Second, there is no work associated with the receiving of my faith. This one requires a daily reminder for me. I still feel like a failure most of the time. I constantly war against feeling like there is so much I need to do better. That is not a bad thing in and of itself but it becomes problematic when I allow my failures to affect my relationship with God. Righteousness does not come to me by works. In verse 9 Paul reminds me that it comes only by faith in Jesus. A true salvation experience creates inside of a person a uncontainable compulsion to do good works, but the works themselves have nothing to do with my righteousness. They are the fruit, not the tree. Have I accepted this? Am I still trying to earn my righteousness with God?

Third, I will never be complete as long as I am in this body and reside on this side of heaven. I am a "check it off the list" kind of guy. I target a goal and go after it. Nothing short of accomplishment satisfies me. This has brought success to my life, but it also creates a lot of frustration in my walk with God. In verse 12 Paul reminds me of this by saying that he was still incomplete, yet he pressed on. His sights were not set on where he was. He was focused on where he was headed. My blessings in Christ must compel me to do the same thing. How well do I handle adversity and failure? Am I still pressing on or am I ready to quit in some areas? Do I get caught up in my weak spots or am I focused where God is taking me?

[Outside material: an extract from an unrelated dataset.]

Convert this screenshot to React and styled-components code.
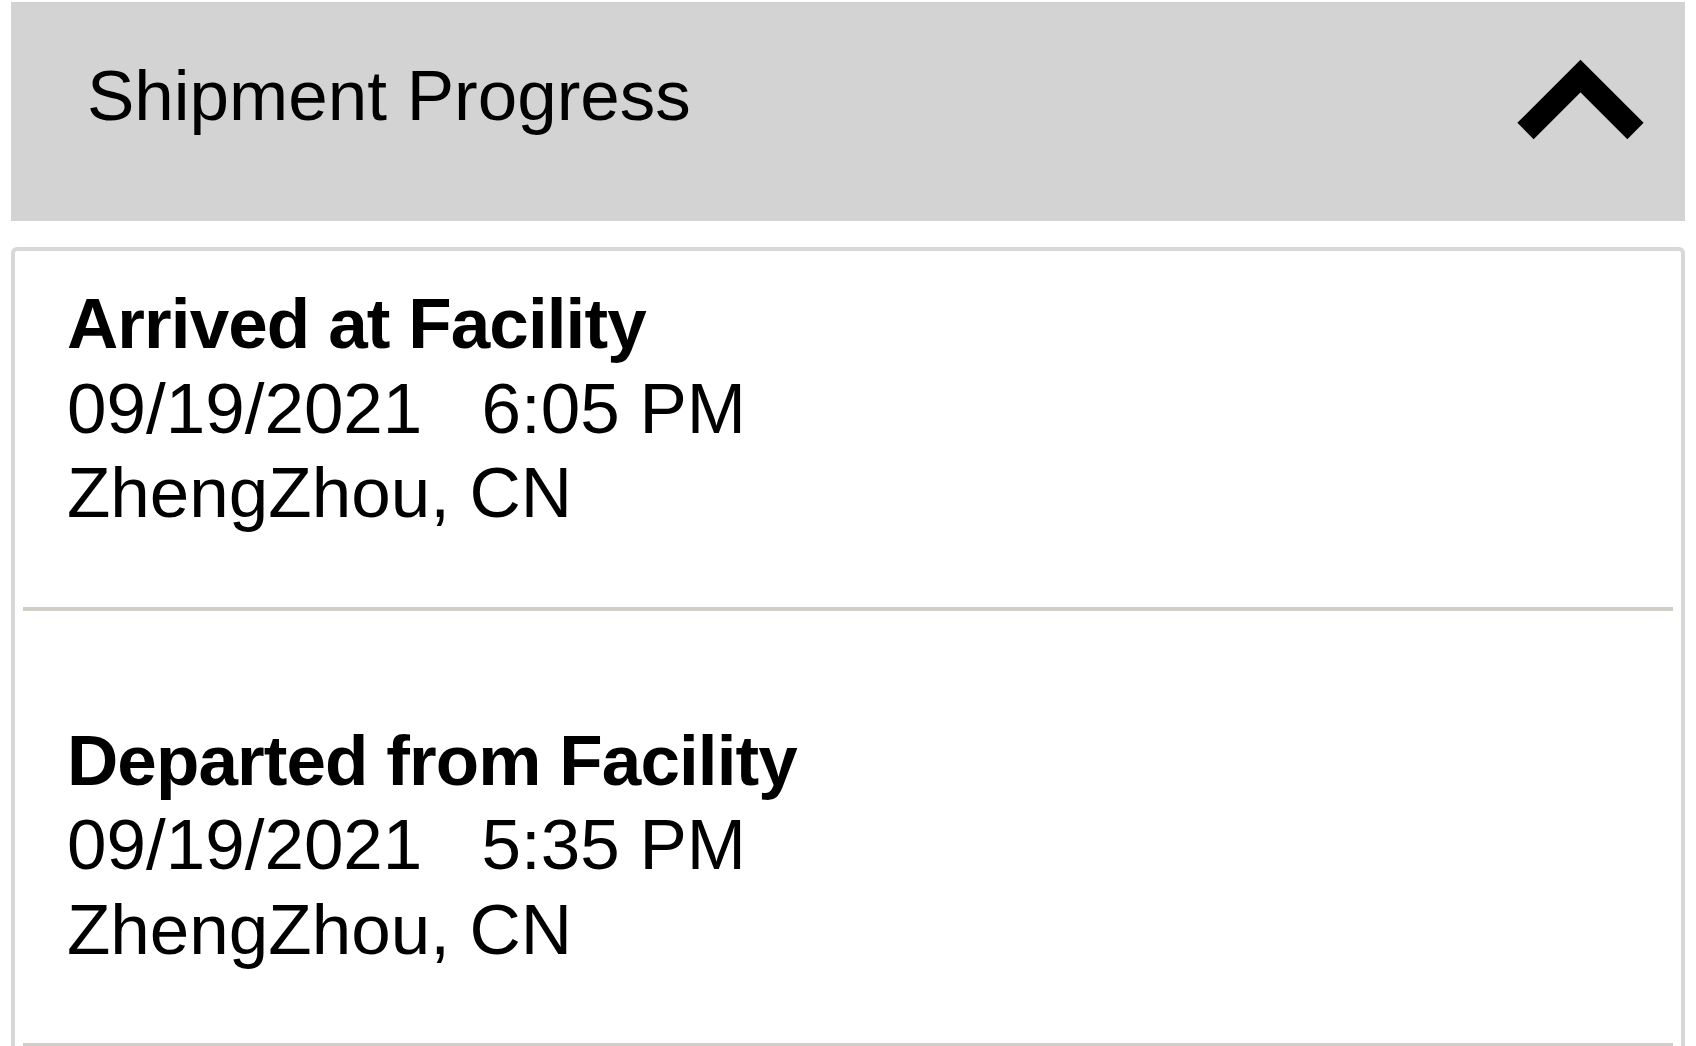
import React from "react";
import styled, { createGlobalStyle } from "styled-components";

const GlobalStyle = createGlobalStyle`
  html, body {
    margin: 0;
    padding: 0;
    background: #ffffff;
  }
  body {
    font-family: "Liberation Sans", Arial, sans-serif;
    color: #000;
    overflow: hidden;
  }
`;

const Page = styled.div`
  padding: 2px 11px 0 11px;
  display: flex;
  flex-direction: column;
  gap: 26px;
`;

const Header = styled.div`
  box-sizing: border-box;
  height: 219px;
  background: #d3d3d3;
  display: flex;
  justify-content: space-between;
  align-items: flex-start;
  padding: 52px 34px 0 76px;
`;

const HeaderTitle = styled.h1`
  margin: 0;
  font-size: 71px;
  line-height: 84.5px;
  font-weight: 400;
  letter-spacing: 0;
  color: #000;
`;

const Chevron = styled.svg`
  display: block;
  margin-top: 3px;
  flex: none;
`;

const Card = styled.div`
  border: 4px solid #d8d8d8;
  border-bottom: none;
  border-radius: 6px 6px 0 0;
  background: #fff;
  padding-bottom: 80px;
`;

const Item = styled.div`
  padding: ${(p) => (p.$first ? "31px" : "108px")} 52px 71px 52px;
  display: flex;
  flex-direction: column;
`;

const Title = styled.div`
  font-size: 71px;
  line-height: 84.5px;
  font-weight: 700;
  letter-spacing: -0.9px;
`;

const Line = styled.div`
  font-size: 71px;
  line-height: 84.5px;
  font-weight: 400;
  white-space: pre;
`;

const Divider = styled.div`
  height: 4px;
  margin: 0 8px;
  background: #d1cec8;
`;

const events = [
  { title: "Arrived at Facility", date: "09/19/2021", time: "6:05 PM", place: "ZhengZhou, CN" },
  { title: "Departed from Facility", date: "09/19/2021", time: "5:35 PM", place: "ZhengZhou, CN" },
];

export default function App() {
  return (
    <>
      <GlobalStyle />
      <Page>
        <Header>
          <HeaderTitle>Shipment Progress</HeaderTitle>
          <Chevron width="140" height="90" viewBox="0 0 140 90">
            <polyline
              points="14.5,74 69.5,19 124.5,74"
              fill="none"
              stroke="#000"
              strokeWidth="23"
              strokeLinejoin="miter"
              strokeLinecap="butt"
            />
          </Chevron>
        </Header>
        <Card>
          {events.map((e, i) => (
            <React.Fragment key={i}>
              <Item $first={i === 0}>
                <Title>{e.title}</Title>
                <Line>{`${e.date}   ${e.time}`}</Line>
                <Line>{e.place}</Line>
              </Item>
              <Divider />
            </React.Fragment>
          ))}
        </Card>
      </Page>
    </>
  );
}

Fourth, I must leave the past in the past. In verse 13 Paul says that he forgets what lies behind him. I must forget my past failures and I also must not dwell on past successes. My past is very real to me. People often comment on how well I remember stories from my past. Some of those stories are good, but many of them are bad. Either way, I should never look to them for joy nor should I allow the memory of them to bring me sorrow or shame. Once a failure is confessed, it is done. There is nothing more to be said about the matter. Regardless of just how vile the mistakes of my past are, they are covered by God's grace. In the same fashion, once a good deed is done, it is done. My value is not determined by the good things that I did in the time that has already passed by; it is determined by the good things that I have the potential to do today. Do I live in the present or am I still a slave to my past?

Prayer:
I need to know you better. I lack the depth of understanding that I need to break free from the desires of this world. There are many things in my life that I would not consider rubbish if You took them from me in order to bring me closer to You. Those things are idols to me and I confess that sin to You today. I pray for revelation knowledge that will move me into a level of closeness to You that I have never known.

I also am still a slave to the law. I live by rights and wrongs and do's and don'ts. It makes me miserable, but I do not know how to stop trying to earn Your acceptance. Help me accept the fact that my righteousness is not tied to my works. You can't remind me of that enough. At the same time, I pray that You fan inside of me the flame of good works that was ignited the day I accepted Christ. I desire for that flame to explode inside of me and consume my every desire.

I need a better grasp of Your rewards. To be honest with you the tangible things available to me on earth are easier to recognize and the immediate gratification they bring interfere with me setting my sights on the things that You are storing up for me. I am spoiled in this regard. Actually, I am sinful in this area. I pray that you forgive me of making idols out of success, money, relationships and hobbies.

Failure really knocks me down. I am so hard on myself about the things that are in my past. I confess them, yet I still carry their guilt. I also have a tendency to want to quit after I have do something good. I pray that you set my sights on what lies ahead. Let me leave the past in the past. I only want to revisit it to draw from it lessons that will prepare me for what I face today or will tackle tomorrow.